Needless to say the applicant, once more, failed to pay as agreed. It then addressed a letter of cancellation of agreement on 3 September 2004 which it marked “Without Prejudice”. The letter is
 Dear Sir

TERMINATION OF AGREEMENT IN RESPECT OF THE SALE OF THE GT BAIN CENTRE

Further to the meeting held at your offices on a without prejudice basis on 31 August, 2004, we regret to advise that our clients have not been able to finalise funding to meet your client’s revised offer. Therefore the parties need to abandon the transaction and resolve the monetary issues arising accordingly ...

The applicant did not deny the above averments by the first respondent in its replying affidavit. They, therefore, stand uncontroverted. What comes out from the above averments is that the parties novated the Deed of Sale agreement on 31 August 2004. The applicant accepted first respondent’s offer at a purchase price of $2.5 billion payable as reflected above. The parties were therefore governed by the 31 August agreement. The applicant’s suggestion that the parties were still governed by the 9 March, 2004 Deed of Sale cannot be correct in the light of the undisputed averments of the first respondent. The applicant in fact made an effort to implement the terms of the agreement of 31 August, 2004 but failed hence the admission that it had “not been able to finalise funding to meet your clients revised offer.” It, therefore, seems to me that the parties were acting in terms of the 31 August 2004 agreement which novated the 9 March 2004 Deed of Sale.

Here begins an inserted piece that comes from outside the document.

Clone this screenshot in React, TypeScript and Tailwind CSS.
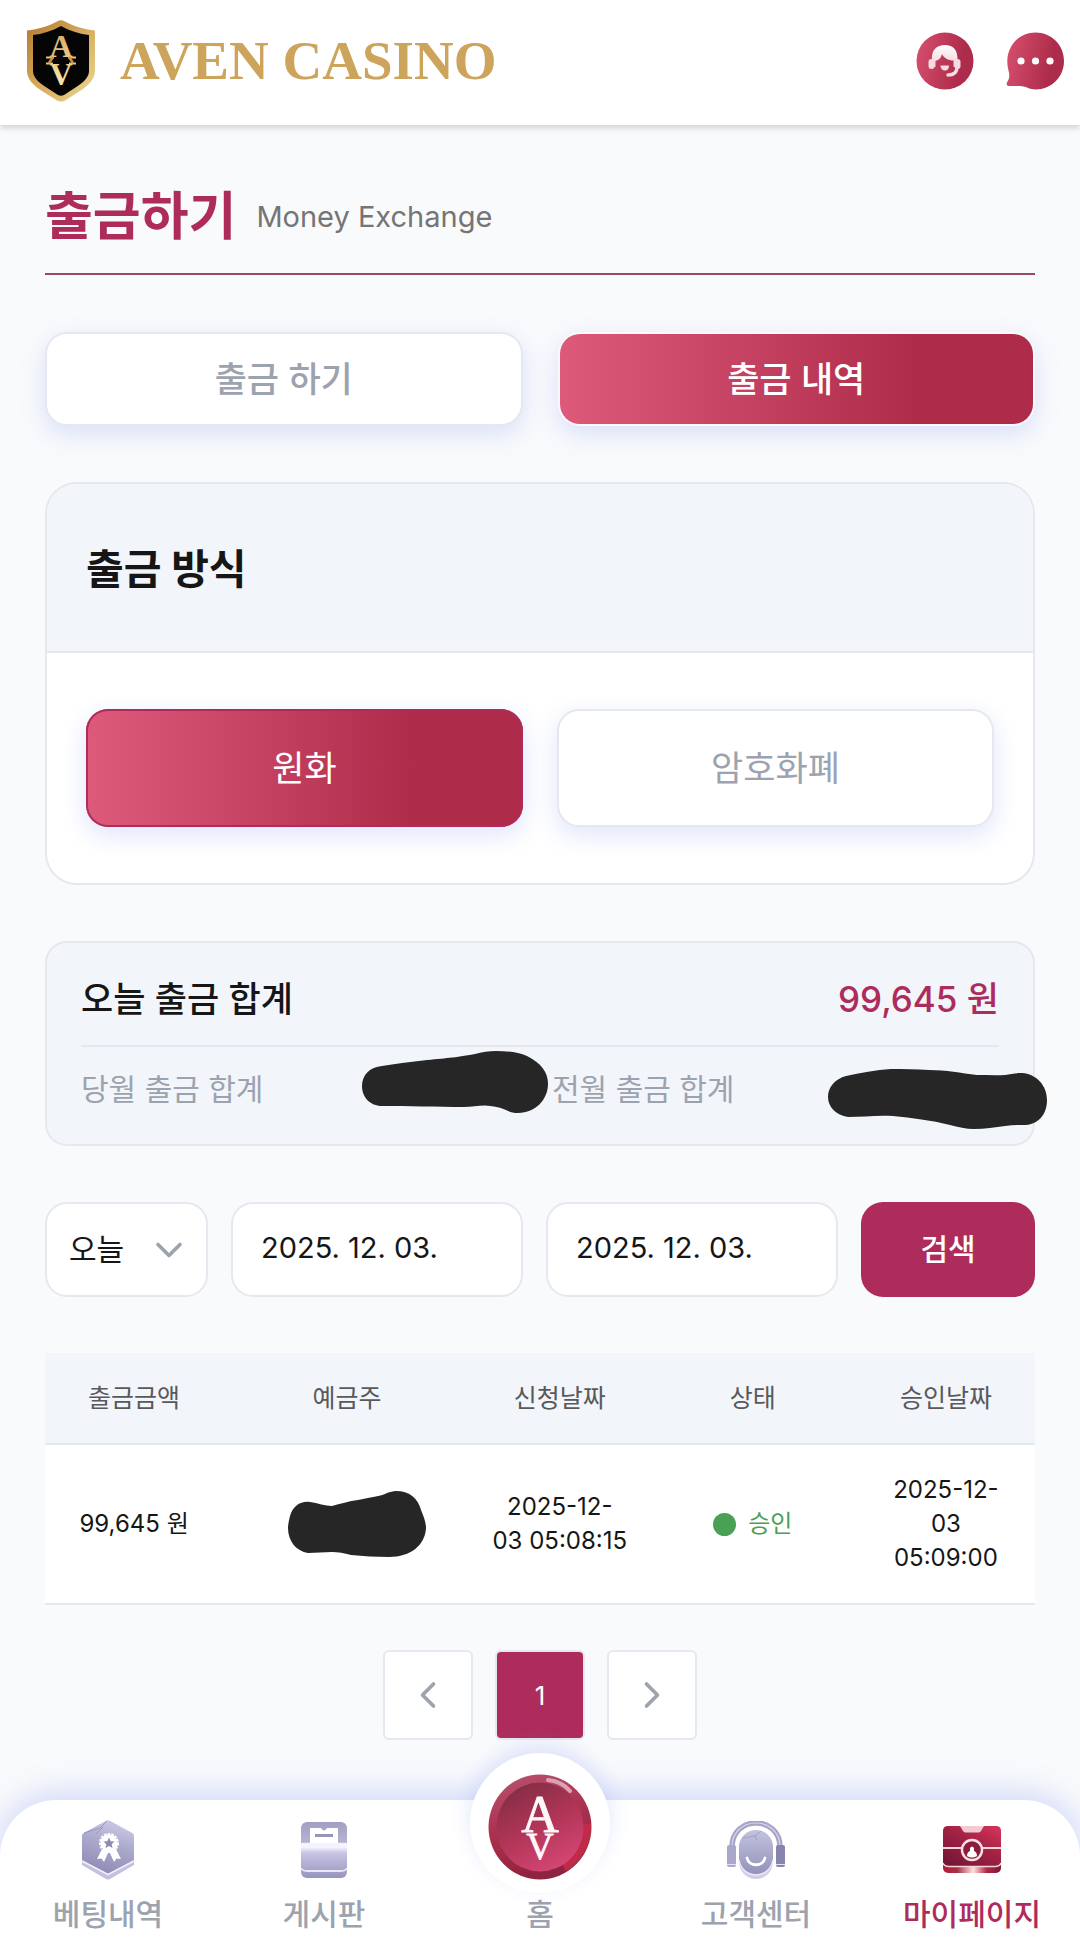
import { useState, type ReactNode } from "react";
import { ChevronDown, ChevronLeft, ChevronRight } from "lucide-react";

interface NavItem {
  label: string;
  href: string;
  icon: ReactNode;
}

interface Withdrawal {
  id: number;
  amount: string;
  requested: string[];
  status: string;
  approved: string[];
}

const withdrawals: Withdrawal[] = [
  {
    id: 1,
    amount: "99,645 원",
    requested: ["2025-12-", "03 05:08:15"],
    status: "승인",
    approved: ["2025-12-", "03", "05:09:00"],
  },
];

function ShieldLogo() {
  return (
    <svg width="70" height="84" viewBox="0 0 70 84" aria-hidden="true">
      <defs>
        <linearGradient id="gold" x1="0" y1="0" x2="1" y2="1">
          <stop offset="0" stopColor="#b5792f" />
          <stop offset="0.45" stopColor="#d3a659" />
          <stop offset="1" stopColor="#eedb97" />
        </linearGradient>
        <linearGradient id="goldText" x1="0" y1="0" x2="0" y2="1">
          <stop offset="0" stopColor="#d9a75c" />
          <stop offset="1" stopColor="#fbeeba" />
        </linearGradient>
      </defs>
      <path
        d="M35 1.5 Q36 1 38 2 C47 7 58 10.500 69 11.500 V52 C69 60 62 67 54 72 L39 81.500 Q35 83.500 31 81.500 L16 72 C8 67 1 60 1 52 V11.500 C12 10.500 23 7 32 2 Q34 1 35 1.500 Z"
        fill="url(#gold)"
      />
      <path
        d="M35 7 C44 12 54 15 63 16 V52 C63 58 58 63 51 67.500 L38 76 Q35 77.500 32 76 L19 67.500 C12 63 7 58 7 52 V16 C16 15 26 12 35 7 Z"
        fill="#050505"
      />
      <text
        fill="url(#goldText)"
        fontFamily="'Liberation Serif', serif"
        fontWeight="bold"
        fontSize="32"
        textAnchor="middle"
      >
        <tspan x="35" y="38">A</tspan>
        <tspan x="35" y="66">V</tspan>
      </text>
      <path d="M20 38.500 H28 M42 38.500 H50 M20 44.500 H27 M43 44.500 H50" stroke="#e6c27c" strokeWidth="2" />
      <path d="M27 38 L23 44 M43 38 L47 44" stroke="#c89243" strokeWidth="2.500" />
    </svg>
  );
}

function SupportIcon() {
  return (
    <svg width="58" height="58" viewBox="0 0 58 58" aria-hidden="true">
      <defs>
        <linearGradient id="badge" x1="0" y1="0" x2="1" y2="0.2">
          <stop offset="0" stopColor="#d8506f" />
          <stop offset="0.85" stopColor="#ae2c4b" />
        </linearGradient>
        <linearGradient id="hair" x1="0" y1="0" x2="0" y2="1">
          <stop offset="0" stopColor="#fff" />
          <stop offset="1" stopColor="#f1cfd8" />
        </linearGradient>
      </defs>
      <circle cx="29" cy="29" r="28.500" fill="url(#badge)" />
      <path
        d="M16 28 C15 18 21 13 29 13 C37 13 42 18 41.500 28 L41 35 L37.500 35 V28.500 C32 28.500 28 26 26 22 C25 26 23 28 19.500 29 V35 H16 Z"
        fill="url(#hair)"
      />
      <rect x="12.500" y="27" width="6" height="10" rx="3" fill="#f5dbe2" />
      <rect x="38.500" y="27" width="6" height="10" rx="3" fill="#f5dbe2" />
      <path d="M41 35 C41 40 38 43 32 43" fill="none" stroke="#f5dbe2" strokeWidth="3.500" strokeLinecap="round" />
      <path d="M24.500 33.500 H33 C33 36.500 31.500 38.500 29 38.500 C26.500 38.500 24.500 36.500 24.500 33.500 Z" fill="#f5dbe2" />
    </svg>
  );
}

function ChatIcon() {
  return (
    <svg width="58" height="58" viewBox="0 0 58 58" aria-hidden="true">
      <path
        d="M29.500 0.500 C45.500 0.500 58 13 58 29 C58 45 45.500 57.500 29.500 57.500 C24 57.500 19 54 14 54 H3 C0.500 54 0 52 1.500 49.500 C4 46 3.500 42 2.500 38.500 C-3 18 11 0.500 29.500 0.500 Z"
        fill="url(#badge)"
      />
      <circle cx="15" cy="29" r="3.600" fill="#fff" />
      <circle cx="29.500" cy="29" r="3.600" fill="#fff" />
      <circle cx="44" cy="29" r="3.600" fill="#fff" />
    </svg>
  );
}

function HomeCoin() {
  return (
    <svg width="104" height="106" viewBox="0 0 104 106" aria-hidden="true">
      <defs>
        <linearGradient id="rim" x1="0" y1="0" x2="0.300" y2="1">
          <stop offset="0" stopColor="#b85570" />
          <stop offset="0.500" stopColor="#ac3352" />
          <stop offset="0.750" stopColor="#a22a44" />
          <stop offset="1" stopColor="#8f2440" />
        </linearGradient>
        <linearGradient id="coin" x1="0.200" y1="0" x2="0.700" y2="1">
          <stop offset="0" stopColor="#822c44" />
          <stop offset="0.500" stopColor="#b03557" />
          <stop offset="1" stopColor="#d64775" />
        </linearGradient>
      </defs>
      <ellipse cx="52" cy="53" rx="51.500" ry="52.500" fill="url(#rim)" />
      <path d="M103 50 A51 52 0 0 1 78 97 L74 90 C88 82 95 68 95 50 Z" fill="#c02c47" />
      <ellipse cx="52" cy="53" rx="43.500" ry="44.500" fill="url(#coin)" />
      <path d="M60 6 C69 7 77 11 82 17" fill="none" stroke="#dba3b2" strokeWidth="4" strokeLinecap="round" />
      <text
        fill="#fff6fa"
        stroke="#fff6fa"
        strokeWidth="0.800"
        fontFamily="'Liberation Serif', serif"
        textAnchor="middle"
      >
        <tspan x="52" y="58" fontSize="52">A</tspan>
        <tspan x="52" y="85" fontSize="38">V</tspan>
      </text>
    </svg>
  );
}

function BettingIcon() {
  return (
    <svg width="52" height="60" viewBox="0 0 52 60" aria-hidden="true">
      <defs>
        <linearGradient id="lilac" x1="0.800" y1="0" x2="0.500" y2="1">
          <stop offset="0" stopColor="#d0cde9" />
          <stop offset="0.500" stopColor="#a9a7ca" />
          <stop offset="1" stopColor="#8f8db5" />
        </linearGradient>
      </defs>
      <path d="M24 1 Q26 0 28 1 L50 13 Q52 14 52 16 V45 L28 59 Q26 60 24 59 L0 45 V16 Q0 14 2 13 Z" fill="#c4c1e0" />
      <path d="M24 1 Q26 0 28 1 L50 13 Q52 14 52 16 V40 L26 54 L0 40 V16 Q0 14 2 13 Z" fill="url(#lilac)" />
      <path d="M0 41 L26 54.500 L52 41" fill="none" stroke="#efedfa" strokeWidth="1.800" />
      <path d="M2 13 L18 8 L25 1 M14 14 L21 7" stroke="#8c89b0" strokeWidth="0.700" fill="none" />
      <path d="M20 29 L15 39 L19.500 38.500 L22 42 L26 33 H28 L32 42 L34.500 38.500 L39 39 L34 29 Z" fill="#fff" />
      <circle cx="27" cy="23" r="8.500" fill="#fff" stroke="#fff" strokeWidth="3" strokeDasharray="2.500 1" />
      <path
        d="M27 17.500 L28.700 21.200 L32.500 21.600 L29.700 24.200 L30.500 28 L27 26.100 L23.500 28 L24.300 24.200 L21.500 21.600 L25.300 21.200 Z"
        fill="#8e8caf"
      />
    </svg>
  );
}

function BoardIcon() {
  return (
    <svg width="46" height="56" viewBox="0 0 46 56" aria-hidden="true">
      <defs>
        <linearGradient id="board" x1="0" y1="0" x2="0" y2="1">
          <stop offset="0" stopColor="#a19fc2" />
          <stop offset="0.350" stopColor="#b5b3d3" />
          <stop offset="0.450" stopColor="#f5f3ff" />
          <stop offset="0.550" stopColor="#c8c6e4" />
          <stop offset="1" stopColor="#9694bd" />
        </linearGradient>
      </defs>
      <rect width="46" height="56" rx="6" fill="url(#board)" />
      <path d="M9 6 H20 Q23 11 26 6 H37 V21 H9 Z" fill="#fff" />
      <rect x="14" y="12" width="18" height="3" fill="#9795b6" />
      <rect y="21" width="46" height="5" fill="#f4f2fd" />
      <path d="M0 46 Q1 49 6 49 H40 Q45 49 46 46" fill="none" stroke="#ebe9f8" strokeWidth="1.800" />
    </svg>
  );
}

function CenterIcon() {
  return (
    <svg width="58" height="58" viewBox="0 0 58 58" aria-hidden="true">
      <defs>
        <linearGradient id="face" x1="0" y1="0" x2="0" y2="1">
          <stop offset="0" stopColor="#c3c3e0" />
          <stop offset="1" stopColor="#9392bb" />
        </linearGradient>
      </defs>
      <path d="M5 26 C5 -6 53 -6 53 26" fill="none" stroke="#a7a4c8" strokeWidth="5.500" />
      <path d="M5 26 C5 -6 53 -6 53 26" fill="none" stroke="#d8d6ec" strokeWidth="1.200" />
      <rect x="12" y="10" width="34" height="48" rx="17" fill="#cfcde8" />
      <rect x="12" y="9" width="34" height="44" rx="17" fill="url(#face)" />
      <path d="M12 39 C15 59 43 59 46 39" fill="none" stroke="#ebe9f8" strokeWidth="1.500" />
      <rect y="24" width="9" height="22" rx="2" fill="#aaa8ca" />
      <rect x="49" y="24" width="9" height="22" rx="2" fill="#8784ae" />
      <path d="M0 43.500 H9 M49 43.500 H58" stroke="#e3e1f3" strokeWidth="1.200" />
      <path d="M20 37 C22 46 36 46 38 37" fill="none" stroke="#fff" strokeWidth="2.800" strokeLinecap="round" />
      <path d="M16 17 L28 15 L34 10 M28 15 L30 19" fill="none" stroke="#9694b8" strokeWidth="0.700" />
    </svg>
  );
}

function WalletIcon() {
  return (
    <svg width="58" height="48" viewBox="0 0 58 48" aria-hidden="true">
      <defs>
        <linearGradient id="wallet" x1="0" y1="1" x2="0.800" y2="0">
          <stop offset="0" stopColor="#6f1432" />
          <stop offset="0.600" stopColor="#a02243" />
          <stop offset="1" stopColor="#cf3157" />
        </linearGradient>
        <linearGradient id="walletBase" x1="0" y1="0" x2="1" y2="0">
          <stop offset="0" stopColor="#b01f35" />
          <stop offset="0.250" stopColor="#a83144" />
          <stop offset="0.520" stopColor="#fbe3e0" />
          <stop offset="0.750" stopColor="#b02a45" />
          <stop offset="1" stopColor="#7c1838" />
        </linearGradient>
      </defs>
      <rect y="2" width="58" height="45" rx="5" fill="url(#walletBase)" />
      <path d="M5 0 H53 Q58 0 58 5 V36 Q58 40 53 40 H5 Q0 40 0 36 V5 Q0 0 5 0 Z" fill="url(#wallet)" />
      <path d="M17 0 H41 L38 5 Q37 6.500 35 6.500 H23 Q21 6.500 20 5 Z" fill="#f3c9d3" />
      <path d="M0 22 H58" stroke="#f6d3dc" strokeWidth="1.800" />
      <path d="M0 37 Q1 40.500 6 40.500 H52 Q57 40.500 58 37" fill="none" stroke="#f6d3dc" strokeWidth="1.500" />
      <circle cx="29" cy="24" r="10" fill="#8a1d3b" stroke="#fbdfe6" strokeWidth="2.400" />
      <path d="M24 30 Q24 26 27 25 V22 Q29 19 31 22 V25 Q34 26 34 30 Q29 33 24 30 Z" fill="#fff" />
    </svg>
  );
}

const leftItems: NavItem[] = [
  { label: "베팅내역", href: "#bets", icon: <BettingIcon /> },
  { label: "게시판", href: "#board", icon: <BoardIcon /> },
];

const gradientFill = "bg-[linear-gradient(90deg,#de5a7a_0%,#ae2b4a_76%)] text-white";
const softShadow = "shadow-[0_8px_24px_rgba(110,135,240,0.22)]";

function BottomNav() {
  return (
    <nav className="sticky bottom-0 grid grid-cols-5 rounded-t-[56px] bg-white pt-[18px] pb-[17px] text-[30px] leading-9 font-medium text-[#9ca3af] shadow-[0_-6px_32px_rgba(110,135,240,0.3)]">
      {leftItems.map((item) => (
        <a key={item.label} href={item.href} className="flex flex-col items-center gap-[14px]">
          <span className="flex h-16 items-center">{item.icon}</span>
          {item.label}
        </a>
      ))}
      <a href="#home" className="relative flex flex-col items-center pt-[78px]">
        <span className="absolute -top-[65px] flex size-[140px] items-center justify-center rounded-full bg-white pt-2 shadow-[0_-8px_20px_rgba(110,135,240,0.2)]">
          <HomeCoin />
        </span>
        홈
      </a>
      <a href="#center" className="flex flex-col items-center gap-[14px]">
        <span className="flex h-16 items-center">
          <CenterIcon />
        </span>
        고객센터
      </a>
      <a href="#mypage" className="flex flex-col items-center gap-[14px] text-[#ae2c5c]">
        <span className="flex h-16 items-center">
          <WalletIcon />
        </span>
        마이페이지
      </a>
    </nav>
  );
}

export default function App() {
  const [tab, setTab] = useState("history");
  const [method, setMethod] = useState("krw");
  const [from, setFrom] = useState("2025. 12. 03.");
  const [to, setTo] = useState("2025. 12. 03.");

  const idleTab = "border-2 border-[#e5e8ee] bg-white text-[#9ca3af]";
  const activeTab = `border-2 border-transparent bg-clip-padding ${gradientFill}`;
  const activeMethod = `inset-ring-2 inset-ring-[#ae2c5c] ${gradientFill}`;

  return (
    <div className="flex min-h-screen flex-col bg-[#f9fafc] font-[Inter,'Noto_Sans_CJK_KR',sans-serif] text-[#161616]">
      {/* Header */}
      <header className="flex h-[125px] items-center justify-between bg-white pr-4 pb-1 pl-[26px] shadow-[0_3px_6px_rgba(60,75,90,0.22)]">
        <a href="#home" className="flex items-center gap-6">
          <ShieldLogo />
          <span className="font-['Liberation_Serif',serif] text-[55px] leading-[64px] font-bold text-[#cda45c]">
            AVEN CASINO
          </span>
        </a>
        <div className="flex items-center gap-8">
          <button type="button" aria-label="고객센터">
            <SupportIcon />
          </button>
          <button type="button" aria-label="채팅">
            <ChatIcon />
          </button>
        </div>
      </header>

      <main className="flex-1 px-[45px] pb-14">
        <div className="flex items-center gap-5 border-b-2 border-[#99466c] pt-[62px] pb-[26px]">
          <h1 className="text-[52px] leading-[60px] font-bold text-[#ae2c5c]">출금하기</h1>
          <span className="text-[29px] leading-[60px] text-[#757575]">Money Exchange</span>
        </div>

        {/* Tabs */}
        <div className="mt-[57px] grid grid-cols-2 gap-[35px] text-[35px] font-medium">
          <button
            type="button"
            onClick={() => setTab("request")}
            className={`h-[94px] rounded-[22px] ${softShadow} ${tab === "request" ? activeTab : idleTab}`}
          >
            출금 하기
          </button>
          <button
            type="button"
            onClick={() => setTab("history")}
            className={`h-[94px] rounded-[22px] ${softShadow} ${tab === "history" ? activeTab : idleTab}`}
          >
            출금 내역
          </button>
        </div>

        {/* Withdrawal method */}
        <section className="mt-14 overflow-hidden rounded-[32px] border-2 border-[#e5e8ee] bg-white">
          <h2 className="border-b-2 border-[#e5e8ee] bg-[#f2f5fa] px-[39px] pt-[55px] pb-[52px] text-[41px] leading-[60px] font-bold">
            출금 방식
          </h2>
          <div className="grid grid-cols-2 gap-[34px] px-[39px] py-14 text-[35px]">
            <button
              type="button"
              onClick={() => setMethod("krw")}
              className={`h-[118px] rounded-[22px] ${softShadow} ${method === "krw" ? activeMethod : idleTab}`}
            >
              원화
            </button>
            <button
              type="button"
              onClick={() => setMethod("crypto")}
              className={`h-[118px] rounded-[22px] ${softShadow} ${method === "crypto" ? activeMethod : idleTab}`}
            >
              암호화폐
            </button>
          </div>
        </section>

        {/* Totals */}
        <section className="mt-14 rounded-[22px] border-2 border-[#e5e8ee] bg-[#f2f5fa] px-[34px] pt-7 pb-[31px]">
          <div className="flex items-center justify-between border-b-2 border-[#e5e8ee] pb-[18px] text-[35px] leading-[56px] font-medium">
            <span>오늘 출금 합계</span>
            <span className="text-[#ae2c5c]">99,645 원</span>
          </div>
          <div className="grid grid-cols-2 gap-6 pt-[18px] text-[30px] leading-[48px] text-[#9ca3af]">
            <div className="relative">
              당월 출금 합계
              <svg className="absolute -top-[14px] -right-5" width="186" height="62" viewBox="0 0 186 62" aria-hidden="true">
                <path
                  d="M20 15 C33 13 47 11 61 9.500 C84 7 92 7 113 3 C120 1 127 0 134 0 C145 0 156 1 165 5 C179 12 186 21 186 33 C186 48 174 62 156 62 C151 62 148 61 144 59 C137 56 130 55 123 54.500 C116 54.500 109 56 102 56 C75 56 45 55 20 55 C8 55 0 46 0 35 C0 24 8 16 20 15 Z"
                  fill="#262626"
                />
              </svg>
            </div>
            <div className="relative">
              전월 출금 합계
              <svg className="absolute top-1 -right-12" width="219" height="60" viewBox="0 0 219 60" aria-hidden="true">
                <path
                  d="M18 7 C32 4 48 1 63 0 C76 0 88 0 101 1 C118 1 133 4 149 6 C158 6 168 6.500 177 6 C183 5 188 4 194 4 C208 5 219 16 219 31 C219 46 210 55 198 56 C191 56 184 56 177 57 C167 58 157 60 146 60 C138 60 130 58 122 56 C103 51 84 49 65 47 C49 46 34 48 20 48 C8 46 0 38 0 28 C0 18 7 10 18 7 Z"
                  fill="#262626"
                />
              </svg>
            </div>
          </div>
        </section>

        {/* Search filter */}
        <form className="mt-14 flex gap-[23px] text-[29px]" onSubmit={(e) => e.preventDefault()}>
          <div className="relative w-[163px]">
            <select
              aria-label="조회 기간"
              className="h-[95px] w-full appearance-none rounded-[22px] border-2 border-[#e5e8ee] bg-white pl-[22px] text-[30px]"
            >
              <option>오늘</option>
            </select>
            <ChevronDown
              className="pointer-events-none absolute top-[26px] right-[17px] text-[#9ca3af]"
              size={44}
              strokeWidth={2}
            />
          </div>
          <input
            type="text"
            aria-label="시작일"
            value={from}
            onChange={(e) => setFrom(e.target.value)}
            className="h-[95px] min-w-0 flex-1 rounded-[22px] border-2 border-[#e5e8ee] bg-white px-7 pb-1"
          />
          <input
            type="text"
            aria-label="종료일"
            value={to}
            onChange={(e) => setTo(e.target.value)}
            className="h-[95px] min-w-0 flex-1 rounded-[22px] border-2 border-[#e5e8ee] bg-white px-7 pb-1"
          />
          <button type="submit" className="h-[95px] w-[174px] rounded-[22px] bg-[#ae2c5c] text-[30px] font-medium text-white">
            검색
          </button>
        </form>

        {/* History */}
        <table className="mt-14 w-full table-fixed text-center text-[24px] leading-[34px]">
          <thead className="bg-[#f2f5fa] text-[25px] text-[#58595b]">
            <tr className="border-b-2 border-[#e5e8ee]">
              <th className="w-[18%] py-7 font-normal">출금금액</th>
              <th className="w-[25%] py-7 font-normal">예금주</th>
              <th className="w-[18%] py-7 font-normal">신청날짜</th>
              <th className="w-[21%] py-7 font-normal">상태</th>
              <th className="w-[18%] py-7 font-normal">승인날짜</th>
            </tr>
          </thead>
          <tbody className="bg-white">
            {withdrawals.map((row) => (
              <tr key={row.id} className="border-b-2 border-[#e5e8ee]">
                <td className="py-7">{row.amount}</td>
                <td className="py-7 pl-5">
                  <svg className="mx-auto" width="138" height="66" viewBox="0 0 138 66" aria-hidden="true">
                    <path
                      d="M2 25 C5 15 12 10 22 11 C30 12 37 15 44 15 C52 13 61 10 70 9 C84 6 94 5 99 2 C102 1 105 0 108 0 C121 0 130 7 133 19 C136 26 138 32 138 37 C137 54 123 66 101 66 C88 66 75 65 63 64 C56 62 50 61 44 61 C36 61 28 62 20 62 C8 60 0 50 0 37 C0 33 1 29 2 25 Z"
                      fill="#262626"
                    />
                  </svg>
                </td>
                <td className="py-7">
                  {row.requested.map((line) => (
                    <span key={line} className="block">
                      {line}
                    </span>
                  ))}
                </td>
                <td className="py-7">
                  <span className="flex items-center justify-center gap-3 text-[#4aa055]">
                    <span className="size-[23px] rounded-full bg-[#4aa055]" />
                    {row.status}
                  </span>
                </td>
                <td className="py-7">
                  {row.approved.map((line) => (
                    <span key={line} className="block">
                      {line}
                    </span>
                  ))}
                </td>
              </tr>
            ))}
          </tbody>
        </table>

        {/* Pagination */}
        <div className="mt-[45px] flex justify-center gap-[22px] text-[26px]">
          <button
            type="button"
            aria-label="이전"
            className="flex size-[90px] items-center justify-center rounded-md border-2 border-[#e5e8ee] bg-white text-[#9ca3af]"
          >
            <ChevronLeft size={44} strokeWidth={2} />
          </button>
          <button
            type="button"
            className="size-[90px] rounded-md border-2 border-[#e5e8ee] bg-[#ae2c5c] text-white"
          >
            1
          </button>
          <button
            type="button"
            aria-label="다음"
            className="flex size-[90px] items-center justify-center rounded-md border-2 border-[#e5e8ee] bg-white text-[#9ca3af]"
          >
            <ChevronRight size={44} strokeWidth={2} />
          </button>
        </div>
      </main>

      <BottomNav />
    </div>
  );
}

Having arrived at the above conclusion it seems to me that I should also find as a fact that after the letter of cancellation of 14 April 2004 the parties continued to negotiate and held various meetings culminating in the agreement of 31 August 2004. That being the case the need for me to deal with the issue of whether or not the Deed of Sale concluded between the parties falls within the purview of section 8 of the Contractual Penalties Act [Chapter 8:04] does not arise at all as the parties novated it and concluded a fresh agreement.

While the first respondent, on the one hand, submitted that this new agreement was cancelled by applicant by its letter of 3 September 2004 headed “without prejudice” at page 4 above. The applicant, on the other hand, objected to the production of the document being put in evidence on the basis that it has the tag “Without prejudice”.

The rule relating to letters headed “Without Prejudice” was discussed in 1893 in the case of IN Re Daintrey. Ex Parte Holt [1893] 2 QB 116. It was stated at page 117 that the rule was founded on the view that unnecessary litigation was an evil, and that the privilege ought to apply where one party makes statements in the course of negations in order to prevent the litigation going on. This is a matter of public policy.

At page 119 VANGHAN WILLIAMS and BRUCE JJ opined thus:-

“…. In our opinion the rule which excludes documents marked “Without prejudice” has no application unless some person is in dispute or negotiation with another, and terms are offered for the settlement of the dispute or negotiation, and it seems to us that the judge must necessarily be entitled to look at the document in order to determine whether the conditions, under which alone the rule applies, exist.

The rule is a rule adopted to enable disputants without prejudice to engage in discussion for the purpose of arriving at terms of peace, and unless there is a dispute or negotiations and an offer the rule has no application ….”

(emphasis added)


Nearer home, the South African Courts endorsed the above statements of law by the Queens Bench Division in *Merry v Machin* 1926 NPD 236. LATHAM J had this to say at 237 –

“Letters written “Without prejudice” cannot in general be admitted in evidence without the consent of both parties, but the rule is strictly confined to cases where there is a dispute or negotiations and terms are offered for settlement.”

What emerges from the above case authorities is that the requirements a document should meet in order to qualify under the rule are that –

(a) there is a dispute or negotiations in the case; and

(b) terms are offered for settlement.

*In casu* the applicant’s letter does not reveal that there was a dispute over the revised offer. Instead it clearly expresses its inability to raise the sufficient and necessary funds for the new contract price. In the result applicant proposed that the agreement be abandoned. It, therefore, seems to me that the parties had gone beyond the stage of negotiations and an agreement had come into fruition.

Further, the applicant’s letter did not offer any terms for settlement apart from confessing its inability to pay the purchase price in terms of the contract and its proposal to cancel it.

In my view, the proposal to abandon the agreement was going to be prejudicial to the first respondent. That is so because it is clear from the history of this case that the applicant was incapable of paying the purchase price timeously. It fundamentally breached the terms of the two previous agreements through its failure to pay the purchase price as had been agreed. It, therefore, seems to me, that the applicant would have suffered no prejudice if the suggested cancellation did not find favour with the first respondent.


The rule relating to letters headed “Without prejudice” has no application where prejudice would affect the person to whom it is addressed. It only applies where the prejudice would affect the writer in the event of the rejection of the proposal. The learned judges *In Re Daintrey. Ex Parte Holt supra* at page 120 had this to say –

“Moreover, we think that the rule has no application to a document which, in its nature, may prejudice the person to whom it is addressed. It may be that the words “Without prejudice” are intended to mean without prejudice to the writer if the offer is rejected; but in our opinion, the writer is not entitled to make this reservation in respect of a document which, from its character, may prejudice the person to whom it is addressed if he should reject the offer ….”

In the light of the foregoing I hold that the letter of 3 September 2004 is not a “without prejudice” document as it does not meet the requirements laid down for such documents.

Consequently, the application must fail and is hereby dismissed with costs.

*Kantor & Immerman*, applicant’s legal practitioners.

*Costa & Madzonga*, 1st respondent’s legal practitioners.